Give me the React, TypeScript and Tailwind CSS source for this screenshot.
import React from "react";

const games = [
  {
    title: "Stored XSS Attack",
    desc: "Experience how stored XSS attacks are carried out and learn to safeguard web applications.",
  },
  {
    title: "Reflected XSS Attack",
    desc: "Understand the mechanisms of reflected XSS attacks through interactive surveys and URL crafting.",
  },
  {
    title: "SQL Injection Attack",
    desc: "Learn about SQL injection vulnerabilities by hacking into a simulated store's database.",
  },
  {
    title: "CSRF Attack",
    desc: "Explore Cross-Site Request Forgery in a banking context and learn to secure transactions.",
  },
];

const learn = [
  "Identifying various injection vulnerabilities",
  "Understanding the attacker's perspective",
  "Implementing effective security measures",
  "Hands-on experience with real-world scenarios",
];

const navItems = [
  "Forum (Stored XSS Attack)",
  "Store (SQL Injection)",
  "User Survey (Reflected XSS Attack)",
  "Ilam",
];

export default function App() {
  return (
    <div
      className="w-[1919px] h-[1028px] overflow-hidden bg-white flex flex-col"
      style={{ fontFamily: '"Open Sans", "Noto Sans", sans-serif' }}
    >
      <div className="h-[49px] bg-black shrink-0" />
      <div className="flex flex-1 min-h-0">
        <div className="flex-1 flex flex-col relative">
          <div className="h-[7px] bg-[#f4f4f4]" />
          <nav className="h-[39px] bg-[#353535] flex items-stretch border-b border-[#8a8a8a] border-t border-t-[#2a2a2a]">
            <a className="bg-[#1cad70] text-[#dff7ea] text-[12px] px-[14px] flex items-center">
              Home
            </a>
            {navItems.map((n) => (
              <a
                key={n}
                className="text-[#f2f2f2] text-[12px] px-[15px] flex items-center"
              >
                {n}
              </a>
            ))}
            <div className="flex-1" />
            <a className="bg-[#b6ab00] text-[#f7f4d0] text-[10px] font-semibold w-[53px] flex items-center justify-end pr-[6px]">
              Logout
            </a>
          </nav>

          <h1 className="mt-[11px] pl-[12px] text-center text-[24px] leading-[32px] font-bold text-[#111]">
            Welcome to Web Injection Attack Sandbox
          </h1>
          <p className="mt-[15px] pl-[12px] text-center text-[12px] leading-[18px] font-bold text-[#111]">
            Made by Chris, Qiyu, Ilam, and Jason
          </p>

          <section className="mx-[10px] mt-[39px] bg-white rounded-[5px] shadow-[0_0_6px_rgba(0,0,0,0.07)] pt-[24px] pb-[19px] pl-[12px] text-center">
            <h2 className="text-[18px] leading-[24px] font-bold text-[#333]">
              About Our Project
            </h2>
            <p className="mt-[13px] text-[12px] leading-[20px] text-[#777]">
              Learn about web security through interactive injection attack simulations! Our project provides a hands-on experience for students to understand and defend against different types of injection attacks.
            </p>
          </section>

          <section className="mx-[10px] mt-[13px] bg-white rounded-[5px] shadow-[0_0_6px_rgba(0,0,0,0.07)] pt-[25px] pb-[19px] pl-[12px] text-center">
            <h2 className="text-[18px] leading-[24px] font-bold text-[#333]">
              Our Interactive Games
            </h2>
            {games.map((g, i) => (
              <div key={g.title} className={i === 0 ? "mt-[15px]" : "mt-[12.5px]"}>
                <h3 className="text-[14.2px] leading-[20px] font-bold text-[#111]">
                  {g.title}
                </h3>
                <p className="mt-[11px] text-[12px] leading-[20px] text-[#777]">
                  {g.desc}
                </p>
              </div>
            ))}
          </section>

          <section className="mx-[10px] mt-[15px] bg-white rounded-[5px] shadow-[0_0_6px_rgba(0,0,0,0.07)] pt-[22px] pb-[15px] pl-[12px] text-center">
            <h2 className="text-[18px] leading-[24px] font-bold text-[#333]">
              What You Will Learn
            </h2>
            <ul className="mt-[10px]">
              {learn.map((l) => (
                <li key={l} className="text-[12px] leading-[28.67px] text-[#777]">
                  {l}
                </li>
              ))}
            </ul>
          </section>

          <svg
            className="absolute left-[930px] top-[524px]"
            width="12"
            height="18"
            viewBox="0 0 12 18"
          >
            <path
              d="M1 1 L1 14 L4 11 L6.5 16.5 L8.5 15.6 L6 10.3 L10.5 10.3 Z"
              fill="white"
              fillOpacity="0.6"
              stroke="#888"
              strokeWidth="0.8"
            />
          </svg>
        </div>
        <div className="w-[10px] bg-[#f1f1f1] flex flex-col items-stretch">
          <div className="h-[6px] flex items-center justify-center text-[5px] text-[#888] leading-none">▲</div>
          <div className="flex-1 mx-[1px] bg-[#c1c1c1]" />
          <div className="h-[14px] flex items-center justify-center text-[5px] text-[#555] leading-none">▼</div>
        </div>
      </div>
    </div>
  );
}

- Directions for this task -
Print only the lines from the top of the data above down to the line holding "import React from", inclusive.

- Reply -
Give me the React, TypeScript and Tailwind CSS source for this screenshot.
import React from "react";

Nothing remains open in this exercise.